[vorbis-dev] Optimisations
Jason Hecker
jason at air.net.au
Wed Nov 15 17:14:13 PST 2000
>Sure I'm interested :-) For optimizing the current all-C version, I
>hand-unrolled
>a lot of the critical loops; this will come in handy for doing a vector-op
That's a very good start then! I only recently discovered this OggVorbis
thing and have yet to fully look at all the code. One thing I have been
wondering about is how the data and calculations are done. I have done
assembly optimisation work with the TMS320C6201 DSP which is integer only
(but damned fast!) Does OggVorbis go off and do everything using single
precision floating point?

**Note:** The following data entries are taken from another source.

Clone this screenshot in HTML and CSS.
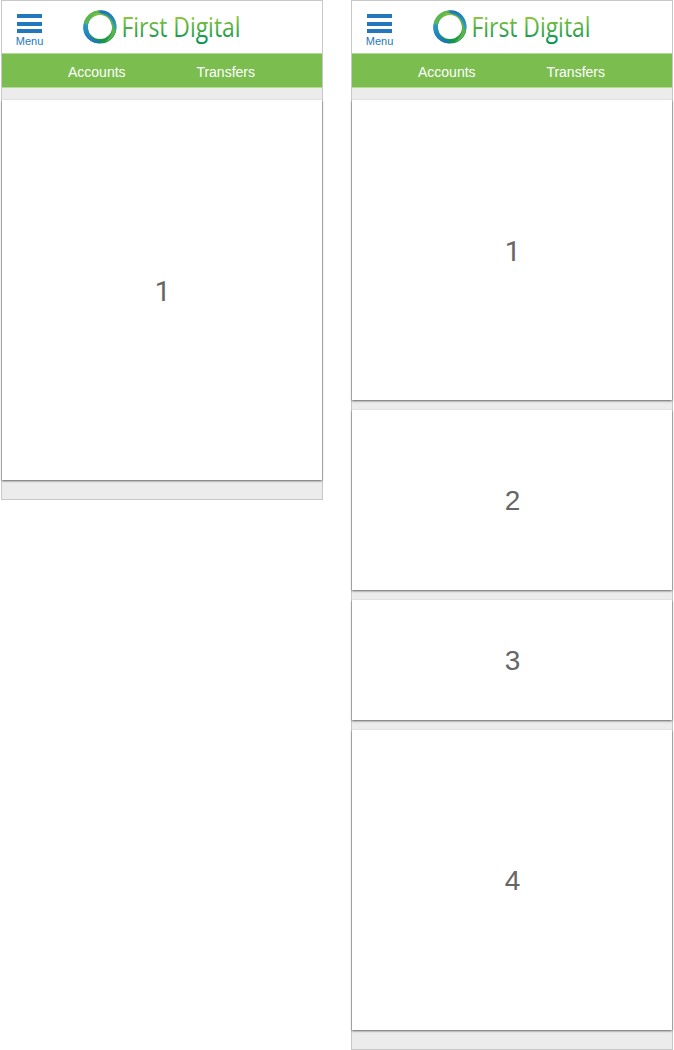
FILE: index.html
```html
<!DOCTYPE html>
<html lang="en">
<head>
<meta charset="utf-8">
<title>First Digital</title>
<link rel="stylesheet" href="styles.css">
</head>
<body>
<svg class="defs" width="0" height="0" aria-hidden="true">
  <defs>
    <linearGradient id="word" gradientUnits="userSpaceOnUse" x1="0" y1="10" x2="0" y2="34"><stop offset="0" stop-color="#8cc83f"/><stop offset="1" stop-color="#05924d"/></linearGradient>
    <linearGradient id="green" x1="0" y1="0" x2="0" y2="1"><stop offset="0" stop-color="#82c341"/><stop offset="1" stop-color="#149447"/></linearGradient>
    <linearGradient id="blue" x1="0" y1="0" x2="0" y2="1"><stop offset="0" stop-color="#2fb0c8"/><stop offset="1" stop-color="#1c72bb"/></linearGradient>
    <linearGradient id="blue2" x1="0" y1="0" x2="0" y2="1"><stop offset="0" stop-color="#1c72b8"/><stop offset="1" stop-color="#35b0c8"/></linearGradient>
    <symbol id="logo" viewBox="0 0 164 40">
      <circle cx="19" cy="20" r="14.3" fill="none" stroke="url(#green)" stroke-width="4.4"/>
      <path d="M6 10C2 15 1 22 4 28C8 35 16 38 25 35C15 35 8 30 7 22C6 17 8 12 13 7Z" fill="url(#blue)"/>
      <path d="M13 5C21 1 29 4 33 11C36 16 36 22 34 27C33 19 30 11 24 8C20 6 17 5 13 5Z" fill="url(#blue2)"/>
      <path d="M3 16C5 8 12 3 20 4C13 6 8 11 6 18Z" fill="#5fb84c"/>
      <path d="M35 23C34 31 26 37 18 36C25 34 30 29 32 22Z" fill="#1b9b4a"/>
      <path d="M22 6C29 9 33 15 33 22L35 24C32 31 28 34 24 35C29 31 32 26 31 20C30 14 27 9 22 6Z" fill="#5db449"/>
      <text class="wordmark" x="40.5" y="30" textLength="119" lengthAdjust="spacingAndGlyphs" fill="url(#word)">First Digital</text>
    </symbol>
  </defs>
</svg>
<main class="screens">
  <section class="phone">
    <header class="header">
      <div class="menu"><div class="bars"><i></i><i></i><i></i></div><span>Menu</span></div>
      <svg class="logo" width="164" height="40"><use href="#logo"/></svg>
    </header>
    <nav class="nav"><span>Accounts</span><span>Transfers</span></nav>
    <div class="cards">
      <div class="card full one">1</div>
    </div>
  </section>
  <section class="phone">
    <header class="header">
      <div class="menu"><div class="bars"><i></i><i></i><i></i></div><span>Menu</span></div>
      <svg class="logo" width="164" height="40"><use href="#logo"/></svg>
    </header>
    <nav class="nav"><span>Accounts</span><span>Transfers</span></nav>
    <div class="cards">
      <div class="card large one">1</div>
      <div class="card medium">2</div>
      <div class="card small">3</div>
      <div class="card large">4</div>
    </div>
  </section>
</main>
</body>
</html>
```
FILE: styles.css
```css
* { box-sizing: border-box; }
body { margin: 0; background: #fff; font-family: "Liberation Sans", Arial, sans-serif; }
.defs { display: block; }
.screens { display: flex; align-items: flex-start; gap: 28px; padding-left: 1px; }
.phone { width: 322px; border: 1px solid #c8c8c8; background: #ececec; }
.header { display: flex; height: 52px; background: #fff; }
.menu { width: 55px; padding-top: 13px; display: flex; flex-direction: column; align-items: center; color: #2377bc; font-size: 11px; line-height: 13px; }
.bars { width: 25px; height: 19px; display: flex; flex-direction: column; justify-content: space-between; margin-bottom: 2px; }
.bars i { display: block; height: 4px; background: #2377bc; }
.logo { display: block; margin: 6px 0 0 24px; }
.wordmark { font-family: "Open Sans", sans-serif; font-size: 27px; font-weight: 400; }
.nav { display: flex; justify-content: space-between; height: 35px; padding: 0 67px 0 66px; border-top: 1px solid #b2db97; border-bottom: 1px solid #b2db97; background: #7bbd4f; color: #fff; font-size: 14px; line-height: 36px; }
.cards { display: flex; flex-direction: column; gap: 10px; padding: 12px 0 19px; }
.card { display: flex; align-items: center; justify-content: center; padding: 2px 0 0 1px; background: #fff; color: #666; font-size: 28px; box-shadow: 0 1px 2px rgba(0, 0, 0, .6); }
.one { font-family: Roboto, sans-serif; }
.full { height: 380px; }
.large { height: 300px; }
.medium { height: 180px; }
.small { height: 120px; }
```
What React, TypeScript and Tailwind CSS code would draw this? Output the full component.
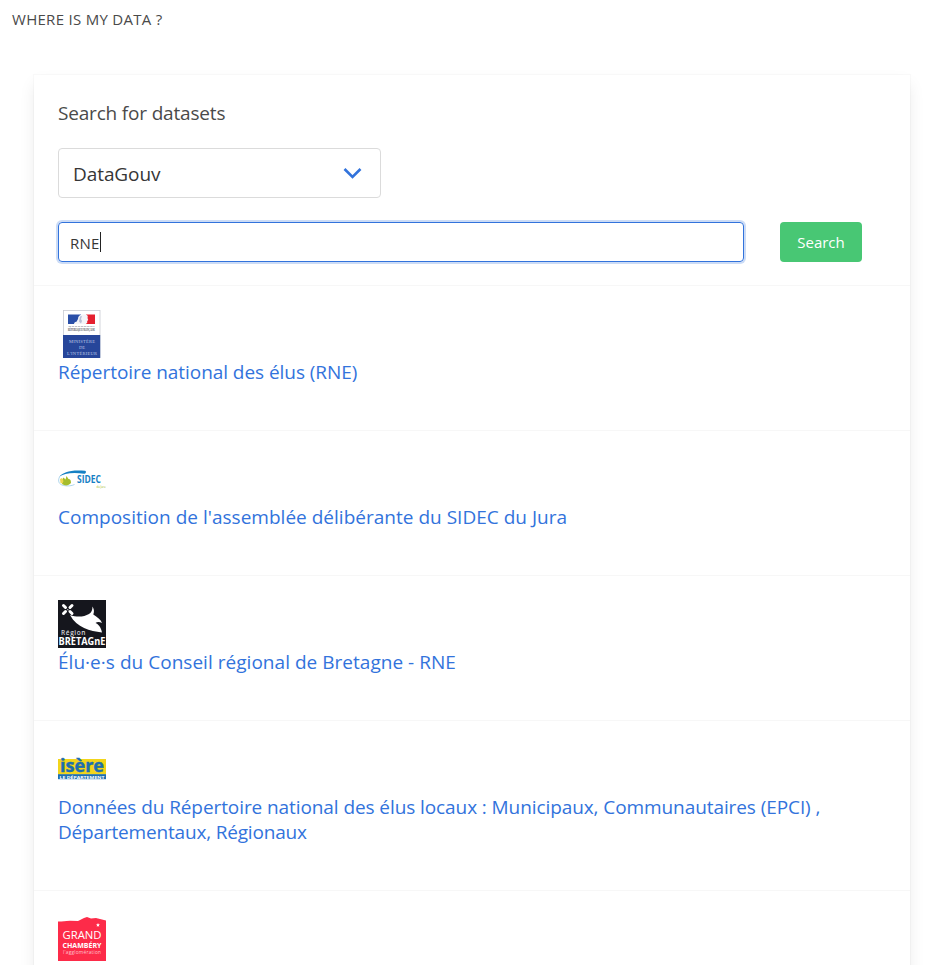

How does this affect the truncation of viable
bits after various multiplications (ie accuracy after a very big number is
multiplied by a very small number)? I attended a DSP workshop last year by
the very funky Prof fred harris and he emphasised that there is no need for
floating point (most of the time) in the DSP world simply because of the
loss of precision you get with single precision (32 bit word) floats - to
this effect I vaguely recall he showed how floating point IIR filters can
break (details I forget but I think it had to do with precision
errors). With careful consideration to the bounds of your numbers you can
do pretty much everything you need with 32 bit (bigger is better) integers
and not loose precision. After doing the TI DSP work I have to agree (it's
48 bit accumulator was too flamin' small!). I have to admit I am new to
the world of audio compression but is much consideration given to the
precision of floats and the issues involved with truncation - hence
resulting quality of the compression?
>version. Note, that the filters and fast transforms are not the most
>time-critical,
>however.
I guess, but they would be the easiest to implement first. Apart from the
x86 vector stuff, what other CPUs that OggVorbis runs on have SIMD
operations that would need hand coding?